NEXT_URL = 'https://www.instagram.com/graphql/query/?query_hash={0}&variables={1}'
with open('./config.json', 'r') as f:
proxy = json.load(f)
click.echo(proxy)
def crawl(query):
if not query:
raise Exception('请输入正确的Instagram用户')
folder = query.replace('.', '-')
click.echo('start...')
top_url = None
in_top_url_flag = False
qq = requests.session()
try:
if not os.path.exists('./images/%s' % folder):
os.mkdir('./images/%s' % folder)
all_imgs_url = []
new_imgs_url = []
if os.path.exists('./images/%s/%s.txt' % (folder, folder)):
with open('./images/%s/%s.txt' % (folder, folder), mode='r', encoding='utf-8') as f:
for line in f.readlines():
if line.strip():
all_imgs_url.append(line)
top_url = all_imgs_url[0][:-1]
temp_url = BASE_URL + '/' + query + '/'
headers.update({'Referer': temp_url})
res = qq.get(temp_url, headers=headers, proxies=proxy)
html = etree.HTML(res.content.decode())
all_a_tags = html.xpath('//script[@type="text/javascript"]/text()') # 图片数据源
query_id_url = html.xpath('//script[@type="text/javascript"]/@src') # query_id 作为内容加载
click.echo(query_id_url)
for a_tag in all_a_tags:
if a_tag.strip().startswith('window'):
data = a_tag.split('= {')[1][:-1] # 获取json数据块
js_data = json.loads('{' + data, encoding='utf-8')

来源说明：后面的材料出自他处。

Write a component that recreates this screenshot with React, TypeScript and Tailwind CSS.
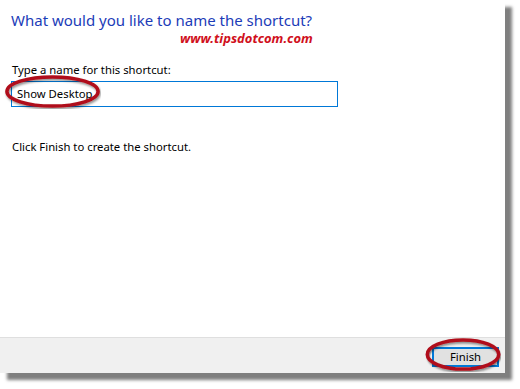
import React from "react";

function Ellipse({ className }: { className: string }) {
  return (
    <svg className={className} viewBox="0 0 100 30" preserveAspectRatio="none" fill="none">
      <defs>
        <filter id="sh" x="-20%" y="-40%" width="140%" height="180%">
          <feDropShadow dx="1" dy="1.5" stdDeviation="1" floodColor="#000" floodOpacity="0.45" />
        </filter>
      </defs>
      <ellipse cx="50" cy="15" rx="47" ry="12.5" stroke="#b0101a" strokeWidth="3.5" vectorEffect="non-scaling-stroke" filter="url(#sh)" />
    </svg>
  );
}

export default function App() {
  return (
    <div className="w-[520px] h-[389px] bg-white relative overflow-hidden" style={{ fontFamily: '"Noto Sans", "Open Sans", sans-serif' }}>
      <div className="w-[505px] h-[373px] bg-white flex flex-col shadow-[7px_7px_3px_rgba(0,0,0,0.5)] relative">
        <div className="flex-1 flex flex-col pl-[11px] pt-[11px]">
          <h1 className="text-[15px] leading-[18px] text-[#1c3cb8] font-normal">What would you like to name the shortcut?</h1>
          <div className="mt-[2px] pl-[169px] text-[13px] leading-[14px] font-bold italic text-[#d0101c]">www.tipsdotcom.com</div>
          <div className="mt-[17px] pl-[1px] text-[11.3px] leading-[16px] text-black">Type a name for this shortcut:</div>
          <div className="mt-[3px] w-[327px] h-[26px] border border-[#0078d7] flex items-center pl-[5px] text-[11.3px] text-black">Show Desktop</div>
          <div className="mt-[32px] pl-[1px] text-[11.3px] leading-[16px] text-black">Click Finish to create the shortcut.</div>
        </div>
        <div className="h-[36px] bg-[#f0f0f0] border-t border-[#dfdfdf] flex items-start justify-end pr-[6px] pt-[9px]">
          <div className="w-[67px] h-[20px] bg-[#e1e1e1] border-2 border-[#0078d7] flex items-center justify-center text-[11.3px] text-black">Finish</div>
        </div>
      </div>
      <Ellipse className="absolute left-[4px] top-[74px] w-[97px] h-[35px]" />
      <Ellipse className="absolute left-[425px] top-[337px] w-[76px] h-[35px]" />
    </div>
  );
}
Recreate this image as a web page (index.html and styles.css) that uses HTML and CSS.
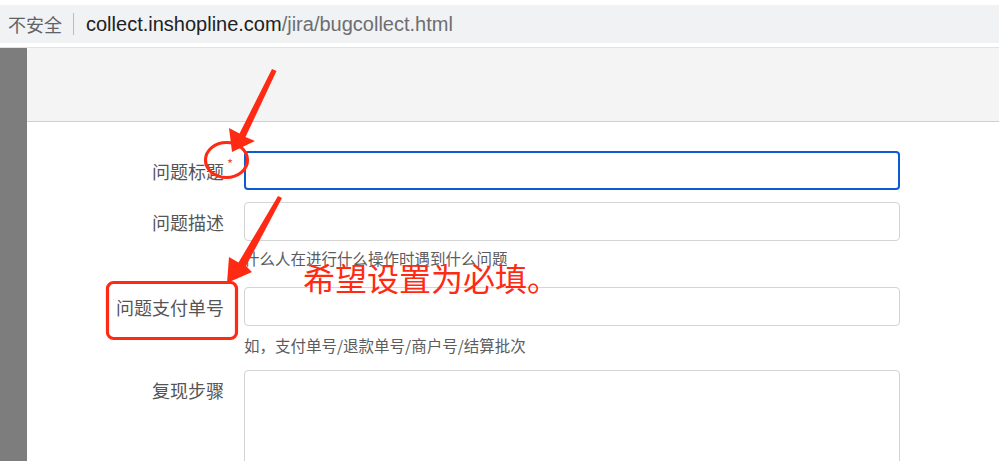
FILE: index.html
```html
<!DOCTYPE html>
<html lang="zh-CN">
<head>
<meta charset="utf-8">
<title>bugcollect</title>
<link rel="stylesheet" href="styles.css">
</head>
<body>
<div class="chrome">
  <span class="insecure">不安全</span>
  <span class="sep"></span>
  <span class="url"><span class="host">collect.inshopline.com</span><span class="path">/jira/bugcollect.html</span></span>
</div>
<div class="viewport">
  <div class="gutter"></div>
  <div class="panel">
    <div class="panel-head"></div>
    <div class="form">
      <div class="row r1">
        <label class="label"><span class="req">问题标题<span class="star">*</span></span></label>
        <div class="field"><div class="input focused"></div></div>
      </div>
      <div class="row r2">
        <label class="label">问题描述</label>
        <div class="field"><div class="input"></div></div>
      </div>
      <div class="help h1">什么人在进行什么操作时遇到什么问题</div>
      <div class="row r3">
        <label class="label">问题支付单号</label>
        <div class="field"><div class="input"></div></div>
      </div>
      <div class="help h2">如，支付单号/退款单号/商户号/结算批次</div>
      <div class="row r4">
        <label class="label top">复现步骤</label>
        <div class="field"><div class="textarea"></div></div>
      </div>
    </div>
  </div>
</div>
<svg class="annot" width="999" height="461" viewBox="0 0 999 461">
  <g fill="#ff2a14" stroke="none">
    <polygon points="272,69 276.5,71 245.5,137 255,141 232,152 229,128 239.5,133.5"/>
    <polygon points="278,196 282,198 246,266 252,272 227,283 229,257 238.5,262.5"/>
  </g>
  <g fill="none" stroke="#ff2a14" stroke-width="3.2">
    <ellipse cx="226.5" cy="160" rx="21" ry="17.5"/>
    <rect x="107.5" y="282.5" width="129" height="56" rx="6" ry="6"/>
  </g>
</svg>
<div class="annot-text">希望设置为必填。</div>
</body>
</html>
```

FILE: styles.css
```css
html, body {
  margin: 0;
  padding: 0;
  width: 999px;
  height: 461px;
  overflow: hidden;
  background: #ffffff;
  font-family: "Noto Sans CJK SC", "Noto Sans", sans-serif;
}

.chrome {
  margin-top: 5px;
  height: 38px;
  background: #f1f2f3;
  display: flex;
  align-items: center;
  padding-left: 8px;
  box-sizing: border-box;
}

.insecure {
  font-family: "Noto Sans CJK SC", sans-serif;
  font-size: 18px;
  color: #5f6368;
  line-height: 20px;
}

.sep {
  width: 1px;
  height: 22px;
  background: #b9bcc0;
  margin: 0 12px 0 11px;
}

.url {
  font-family: "Liberation Sans", Arial, sans-serif;
  font-size: 20px;
  line-height: 22px;
}

.host { color: #202124; }
.path { color: #6b6e72; }

.viewport {
  margin-top: 4px;
  display: flex;
  height: 414px;
  border-top: 1px solid #e2e2e2;
}

.gutter {
  width: 27px;
  background: #7d7d7d;
  flex: none;
}

.panel {
  flex: 1;
  background: #fff;
  border-top-left-radius: 4px;
  overflow: hidden;
}

.panel-head {
  height: 73px;
  background: #f4f4f4;
  border-bottom: 1px solid #cfcfcf;
}

.form {
  padding-top: 29px;
}

.row {
  display: flex;
  align-items: center;
}

.label {
  width: 197px;
  flex: none;
  text-align: right;
  font-size: 18px;
  line-height: 24px;
  color: #555555;
  padding-right: 20px;
}

.label.top {
  align-self: flex-start;
  padding-top: 8px;
}

.req {
  position: relative;
}

.star {
  position: absolute;
  right: -9px;
  top: -6px;
  font-size: 13px;
  color: #d9534f;
}

.field {
  width: 656px;
  flex: none;
}

.input {
  height: 39px;
  box-sizing: border-box;
  border: 1.5px solid #d4d4d4;
  border-radius: 4px;
  background: #fff;
}

.input.focused {
  border: 2px solid #0b5bd3;
  height: 39px;
}

.textarea {
  height: 120px;
  box-sizing: border-box;
  border: 1.5px solid #d4d4d4;
  border-radius: 4px;
}

.r2 { margin-top: 12px; }

.help {
  margin-left: 217px;
  font-size: 15.5px;
  line-height: 20px;
  color: #5c5c5c;
}

.h1 { margin-top: 7px; }
.r3 { margin-top: 19px; }
.h2 { margin-top: 9px; }
.r4 { margin-top: 15px; }

.annot {
  position: absolute;
  left: 0;
  top: 0;
  pointer-events: none;
}

.annot-text {
  position: absolute;
  left: 303px;
  top: 261px;
  font-family: "Noto Sans CJK SC", sans-serif;
  font-size: 32px;
  line-height: 32px;
  color: #ff2a14;
  white-space: nowrap;
}
```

id = js_data["entry_data"]["ProfilePage"][0]["graphql"]["user"]["id"]
edges = js_data["entry_data"]["ProfilePage"][0]["graphql"]["user"]["edge_owner_to_timeline_media"]["edges"]
print(edges)
end_cursor = js_data["entry_data"]["ProfilePage"][0]["graphql"]["user"]["edge_owner_to_timeline_media"]["page_info"]["end_cursor"]
has_next = js_data["entry_data"]["ProfilePage"][0]["graphql"]["user"]["edge_owner_to_timeline_media"]["page_info"]["has_next_page"]
for edge in edges:
if top_url and top_url == edge["node"]["display_url"]:
in_top_url_flag = True
break
click.echo(edge["node"]["display_url"])
new_imgs_url.append(edge["node"]["display_url"])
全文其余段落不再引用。